■ Recorded information
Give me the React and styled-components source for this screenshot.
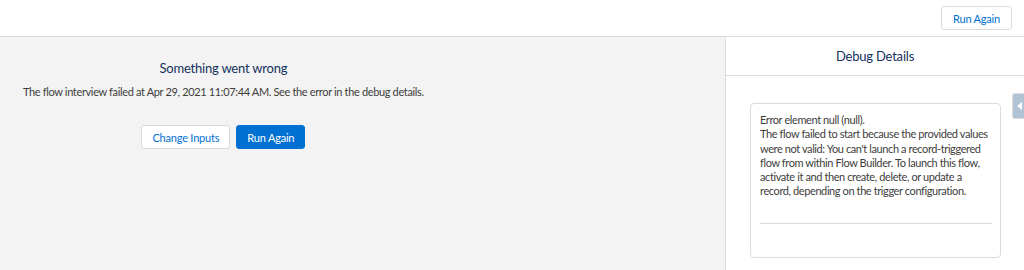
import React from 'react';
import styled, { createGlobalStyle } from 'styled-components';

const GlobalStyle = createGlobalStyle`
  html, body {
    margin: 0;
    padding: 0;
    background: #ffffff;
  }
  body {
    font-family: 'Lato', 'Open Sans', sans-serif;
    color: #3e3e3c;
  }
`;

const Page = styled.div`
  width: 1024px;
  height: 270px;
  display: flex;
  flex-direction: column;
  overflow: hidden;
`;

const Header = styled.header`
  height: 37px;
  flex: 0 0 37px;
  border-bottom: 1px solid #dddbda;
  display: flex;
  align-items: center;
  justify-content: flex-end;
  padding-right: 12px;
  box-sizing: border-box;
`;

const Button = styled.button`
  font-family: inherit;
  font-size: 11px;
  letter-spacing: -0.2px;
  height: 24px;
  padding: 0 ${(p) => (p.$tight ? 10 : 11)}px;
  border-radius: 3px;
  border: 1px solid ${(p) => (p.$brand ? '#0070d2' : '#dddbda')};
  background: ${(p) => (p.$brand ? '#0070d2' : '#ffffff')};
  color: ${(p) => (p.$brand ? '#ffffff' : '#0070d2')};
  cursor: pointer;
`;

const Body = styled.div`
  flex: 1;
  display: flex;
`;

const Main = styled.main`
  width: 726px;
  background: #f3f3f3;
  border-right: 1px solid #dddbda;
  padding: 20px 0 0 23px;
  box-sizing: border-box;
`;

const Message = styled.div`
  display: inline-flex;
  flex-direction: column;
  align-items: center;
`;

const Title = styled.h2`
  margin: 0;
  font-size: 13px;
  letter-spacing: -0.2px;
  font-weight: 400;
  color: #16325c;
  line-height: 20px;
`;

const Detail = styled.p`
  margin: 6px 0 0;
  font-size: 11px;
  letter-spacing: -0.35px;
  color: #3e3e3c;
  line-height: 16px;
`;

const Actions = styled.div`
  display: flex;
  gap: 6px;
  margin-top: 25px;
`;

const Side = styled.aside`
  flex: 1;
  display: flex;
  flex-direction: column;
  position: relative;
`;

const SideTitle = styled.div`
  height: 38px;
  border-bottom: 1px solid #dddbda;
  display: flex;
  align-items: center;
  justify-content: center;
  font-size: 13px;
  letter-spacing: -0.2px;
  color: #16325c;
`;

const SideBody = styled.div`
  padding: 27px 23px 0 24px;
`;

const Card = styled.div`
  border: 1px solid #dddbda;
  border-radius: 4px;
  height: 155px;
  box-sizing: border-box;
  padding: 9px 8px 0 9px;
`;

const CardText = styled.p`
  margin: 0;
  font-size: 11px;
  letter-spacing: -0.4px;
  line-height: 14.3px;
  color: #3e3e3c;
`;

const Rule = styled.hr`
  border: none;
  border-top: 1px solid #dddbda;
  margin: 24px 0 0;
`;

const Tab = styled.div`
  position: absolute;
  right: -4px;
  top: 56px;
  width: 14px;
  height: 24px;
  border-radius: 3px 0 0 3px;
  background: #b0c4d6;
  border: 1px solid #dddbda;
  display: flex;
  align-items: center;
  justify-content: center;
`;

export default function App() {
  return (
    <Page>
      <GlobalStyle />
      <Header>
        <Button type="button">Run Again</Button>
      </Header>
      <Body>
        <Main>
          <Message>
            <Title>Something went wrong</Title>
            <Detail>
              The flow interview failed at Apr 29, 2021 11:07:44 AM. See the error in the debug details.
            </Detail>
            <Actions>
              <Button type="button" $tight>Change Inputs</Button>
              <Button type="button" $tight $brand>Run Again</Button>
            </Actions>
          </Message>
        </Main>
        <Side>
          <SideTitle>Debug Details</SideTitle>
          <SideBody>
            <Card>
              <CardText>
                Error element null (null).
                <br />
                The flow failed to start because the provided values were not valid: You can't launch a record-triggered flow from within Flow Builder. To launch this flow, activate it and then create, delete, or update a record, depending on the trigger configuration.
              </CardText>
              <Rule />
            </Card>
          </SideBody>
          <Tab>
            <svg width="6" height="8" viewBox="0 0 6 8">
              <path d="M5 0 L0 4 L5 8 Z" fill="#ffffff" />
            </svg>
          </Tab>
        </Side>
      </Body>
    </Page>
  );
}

■ Stated exercise
Look over the material above and show each line where "React" appears.

■ Solution for this problem
Give me the React and styled-components source for this screenshot.
import React from 'react';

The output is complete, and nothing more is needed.